Też uważam, że reylo jest zrobione po łebkach, odbębnione, odpowiednio nie wybrzmiewa i że JJ zapomniał o TLJ, ale już wiemy, że to był zabieg pod niezadowolonych fanbojów. Dlatego przez pierwszą połowę filmu Rey drze na niego papę bez sensu i muszą się bić, bo powinni. Też liczyłam, że dadzą im zwyczajnie porozmawiać jak ludziom, ale nie. Wszystko było ucinane i zbyt prędko. Liczyłam, że force bondy będą się też przypadkowo otwierać i był tu potencjał na humor sytuacyjny. Nic takiego nie miało miejsca. Ben nie jest po nic, co napisałam w moim poście. To była trylogia ostatniego Skywalkera, choć też do TROS byłam przekonana, że Rey gra tu pierwsze skrzypce. Niby próbuje się nam to młotem wbić do głów, ale patrząc na całokształt nie widzę tego. Ona tak naprawdę nie miała żadnego większego konfliktu ani celu w tym filmie, okazała się wydmuszką. Też miałam problem z tym, że zostanie zapomniany i pamiętany jak zbrodniarz, tak, jak dziadek. Rey mogła o nim coś szepnąć Poe i Finnowi, gdy wróciła. Ale ostatecznie, czy to takie ważne? Najważniejsze, że dokonał właściwego wyboru i nic więcej nie ma znaczenia. A pamiętać o nim na pewno będzie Rey. I wystarczy. To, że się wydawało, że jego śmierć jej nie ruszyła może wynikać z cięć montażowych, być może jest jakaś wycięta scena. Ale powiem szczerze, że mam z tym nadal problem Tak samo, jak mam problem z brakiem jego Ducha Mocy na końcu.
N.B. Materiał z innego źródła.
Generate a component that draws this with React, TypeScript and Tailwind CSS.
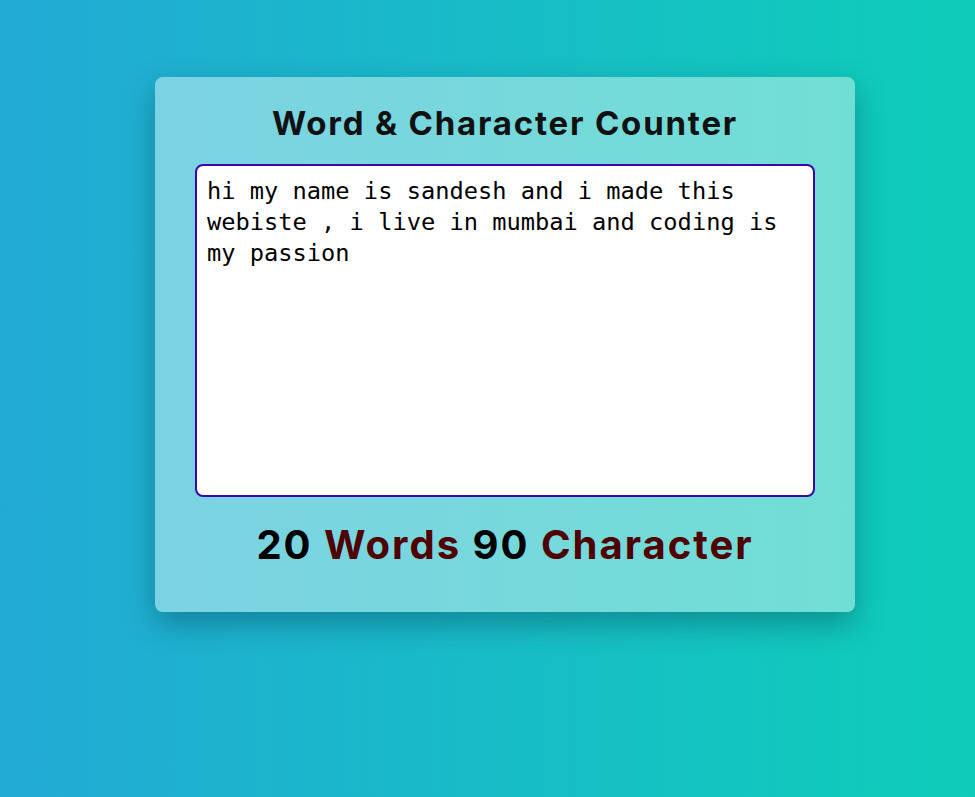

Skoro to finał Skywalkerów, skoro już do nich nie wrócimy to czy naprawdę to byłoby takie niewłaściwe? Chyba nie i nikomu by nie przeszkadzało. I film powinien się skończyć ich wymianą spojrzeń. Wtedy Rey idzie w długą, grzebiąc ich na tej planecie i opuszczając ją, idąc w świat. Tylko znowu, tak naprawdę nie bardzo interesuje mnie co się dzieje po Exogol, bo Rey nie będąc z nim w scenach przestaje być bohaterem i staje się kartonem. TROS to jakby dwa filmy, sklejone w jeden, w których to filmach Rey jest diametralnie różna. Z Resistance pajacuje i jest wesołą dziewoją, z kolei przy Kylo to zupełnie inna osoba. Kontrast aż tak bije po oczach, a nie powinien. Wiem, jak bardzo dołujący może być odbiór tego filmu, bo miałam to samo. Udało mi się jednak w nim znaleźć coś, co zmieniło mój odbiór, choć filmem nadal pozostaje jako całość katastrofalnym. Życzę też znalezienia jakichś pozytywów.